The R code for the Pearson correlation coefficient is:
cor()
#correlation for sleep and grump
cor(parenthood$dan.sleep,parenthood$dan.grump)
## [1] -0.903384
# Pearson correlation coefficient is -.9
# -.9 is close to -1, which means there is a strong negative association between the variables
cor(parenthood$baby.sleep, parenthood$dan.grump)
## [1] -0.5659637
#-.56 pearson correlation coefficient, still some negative association, but not as strong as the previous relationship.
Since \(X\) and \(Y\) have a correlation coefficient closer to \(-1\) that means Danielle’s sleep and her grumpiness level are more strongly associated than the Danielle’s sleep and the baby’s sleep.
The cor()
function in R is actually more powerful than
how we previously used it. We can find all Pearson coefficients at once
by plugging in the data frame:
cor(parenthood)
## dan.sleep baby.sleep dan.grump day
## dan.sleep 1.00000000 0.62794934 -0.90338404 -0.09840768
## baby.sleep 0.62794934 1.00000000 -0.56596373 -0.01043394
## dan.grump -0.90338404 -0.56596373 1.00000000 0.07647926
## day -0.09840768 -0.01043394 0.07647926 1.00000000
Below is data with various Pearson correlation coefficients:
ggplot(outcomes, aes(x=V1,y=V2))+geom_point() + facet_wrap(~pearson)
Correlation | Strength | Direction |
---|---|---|
\(-1\) to \(-0.9\) | Very Strong | Negative |
\(-0.9\) to \(-0.7\) | Strong | Negative |
\(-0.7\) to \(-0.4\) | Moderate | Negative |
\(-0.4\) to \(-0.2\) | Weak | Negative |
\(-0.2\) to \(0\) | Negligible | Negative |
\(0\) to \(0.2\) | Negligible | Positive |
\(0.2\) to \(0.4\) | Weak | Positive |
\(0.4\) to \(0.7\) | Moderate | Positive |
\(0.7\) to \(0.9\) | Strong | Positive |
\(0.9\) to \(1\) | Very Strong | Positive |
Consider the following data set:
cor(anscombe$x1,anscombe$y1)
ggplot(anscombe, aes(x=x1,y=y1))+geom_point()
Now let’s check
cor(anscombe$x2,anscombe$y2)
## [1] 0.8162365
cor(anscombe$x3,anscombe$y3)
## [1] 0.8162867
cor(anscombe$x4,anscombe$y4)
## [1] 0.8165214
ggplot(anscombe, aes(x=x2,y=y2))+geom_point()
# correlation coefficients measure LINEAR relationships
ggplot(anscombe, aes(x=x3,y=y3))+geom_point()
ggplot(anscombe, aes(x=x4,y=y4))+geom_point()

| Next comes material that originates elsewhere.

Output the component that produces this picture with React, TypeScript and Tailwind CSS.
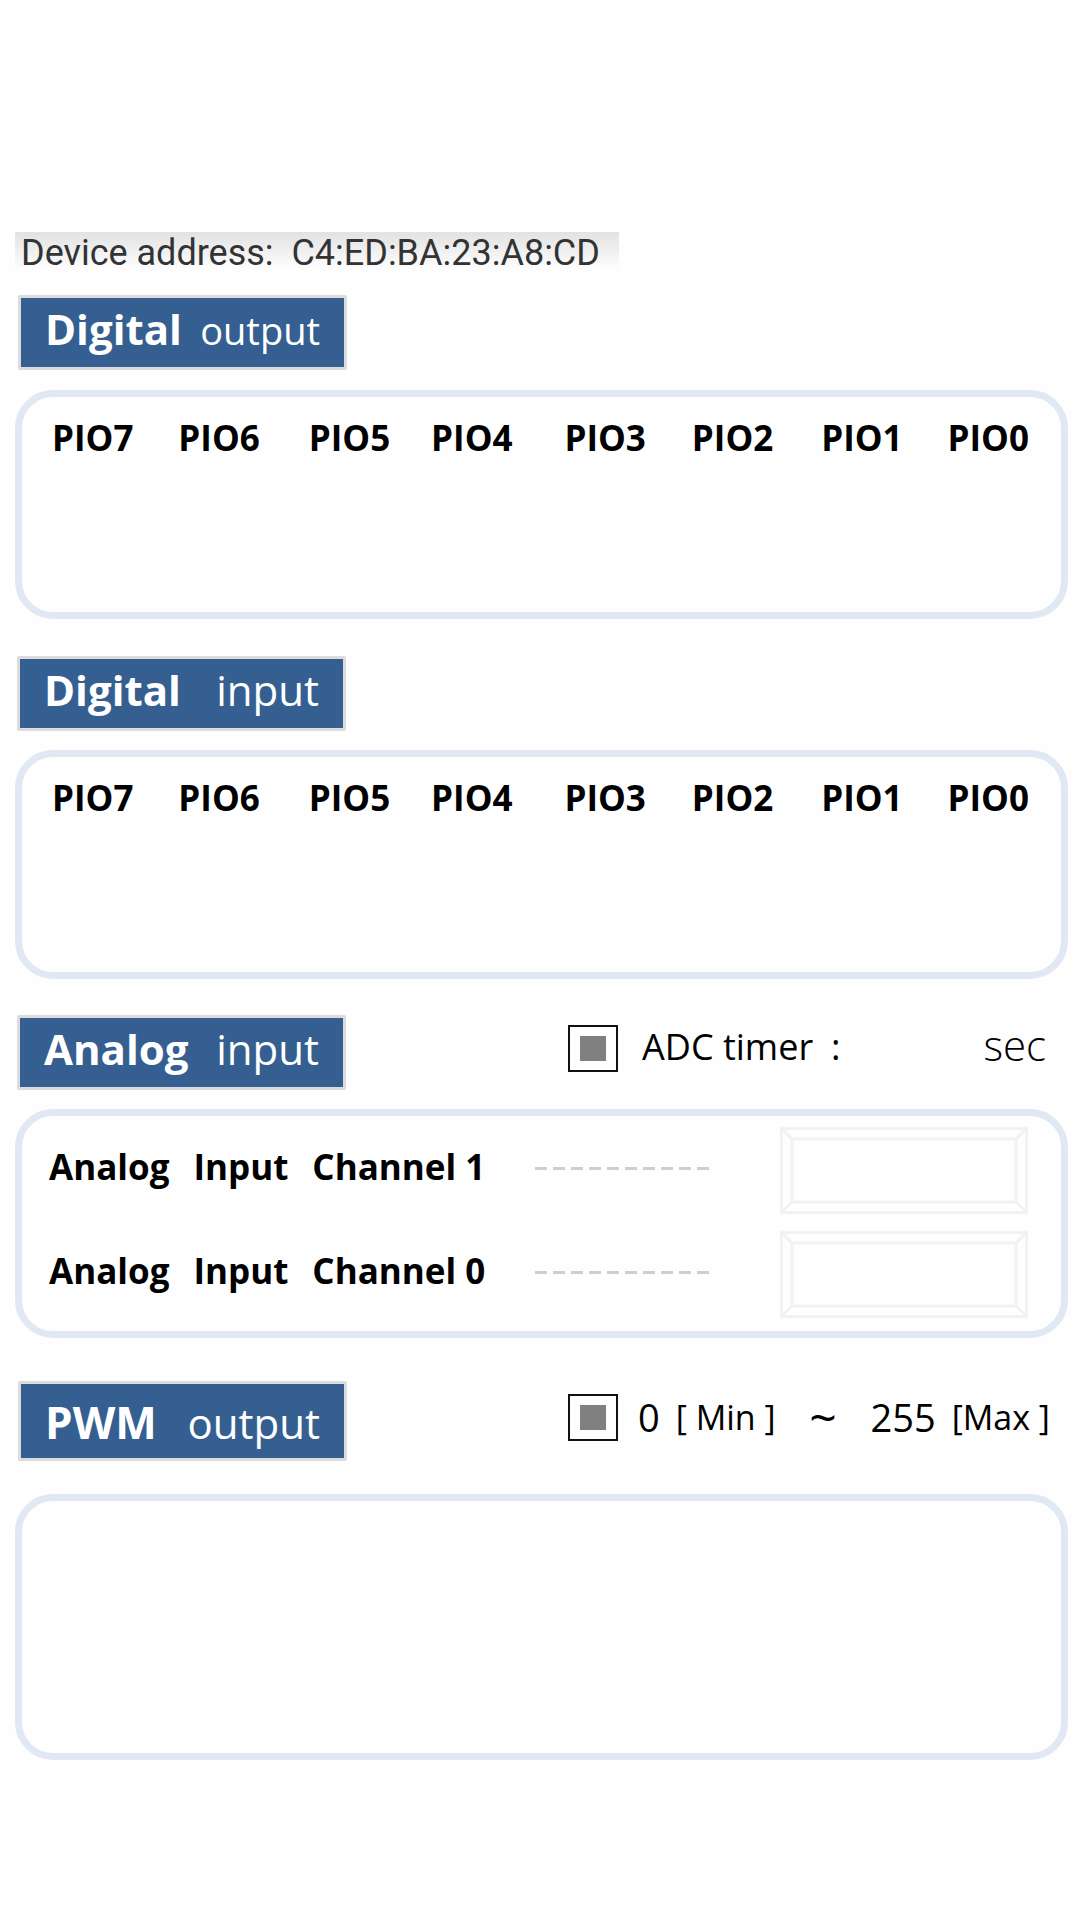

ggplot(parenthood, aes(x=dan.sleep,y=dan.grump))+geom_point() +geom_abline(slope=-12,intercept = 144, color="blue")
# How grumpy would Danielle be according to our model if she got 8 hours of sleep?
-12*8 + 144
## [1] 48
# We predict she would have 48 grumps
# You can answer other questions like: How much sleep does Danielle need to have 0 grumps? Set y =0 and solve for x (find the x-intercept)
The data looks like there is a linear relationship between
dan.sleep
and dan.grump
, so let’s add a line
to our plot that represents this relationship.
GOAL: What do we mean by BEST fitting line and how do we find it?
To make an equation for a line we use the slope-intercept formula:
\[y=mx+b\] where \(m\) is the slope of the line and \(b\) is the \(y\)-intercept.
In statistics, we typically use different letters but the equation is the same: \[\hat{Y_i} = b_1 X_i + b_0\] where \(b_1\) is the slope and \(b_0\) is the \(y\)-intercept. The values \(b_1\) and \(b_0\) are called coefficients.
\(b_1\) is -12: for every additional hour of sleep Daniele has 12 less grumps. \(b_0\) is 144: Danielle has 144 grumps when she stays up all night
The graph below displays the error between our prediction and the true data in red:
# Use our slope and intercept guesses to predict the y-values
predictions <- -12*parenthood$dan.sleep+144
# Plot segments joining the actual points and the predicted points
ggplot(parenthood, aes(x=dan.sleep,y=dan.grump)) +
geom_point() +
geom_abline(intercept = 144, slope = -12, color="blue") +
geom_segment(aes(xend = dan.sleep, yend = predictions, color = "residual"))
To lengths of these little red segments are called residuals. We can find how big the residuals are by finding the difference between the predicted value and the actual value:
\[\epsilon_i = Y_i - \hat{Y}_i\]
Putting these ideas together, we can see that our real data is equal to our prediction plus the residuals:
\[Y_i = \hat{Y}_i + \epsilon_i = b_1X_i + b_0 + \epsilon_i\]
\[ \sum \epsilon_i^2 = \sum (Y_i - \hat{Y}_i)^2\]
The model we use for two predictors is: \[\hat{Y}_i = b_2 X_{i,2} + b_1 X_{i,1} + b_0\]
where \(X_{i,2}\) is the amount of sleep the baby got on day \(i\) and \(X_{i,1}\) is the amount of sleep Danielle got on day \(i\).
To find the best fitting regression line we use
lm()
:
scatter3d(dan.grump ~ dan.sleep + baby.sleep, parenthood)
rglwidget()
$_0 = $
$_1 = $
Find the sum of the square residuals for the model in exercise 1.
Use cor()
to find the strength of the correlation
between bill length and body mass.
Use simple linear regression to model the relationship between flipper length and body mass for the penguin data. What values do you get for \(\hat{b}_0\) and \(\hat{b}_1\)? Plot a scatter plot for the data with the line you found.
Use multiple linear regression to model the body mass using the predictors flipper length and bill length for the penguin data. Assuming \(X_1\) is flipper length and \(X_2\) is bill length, what values do you get for \(\hat{b}_0\), \(\hat{b}_1\), and \(\hat{b}_2\)?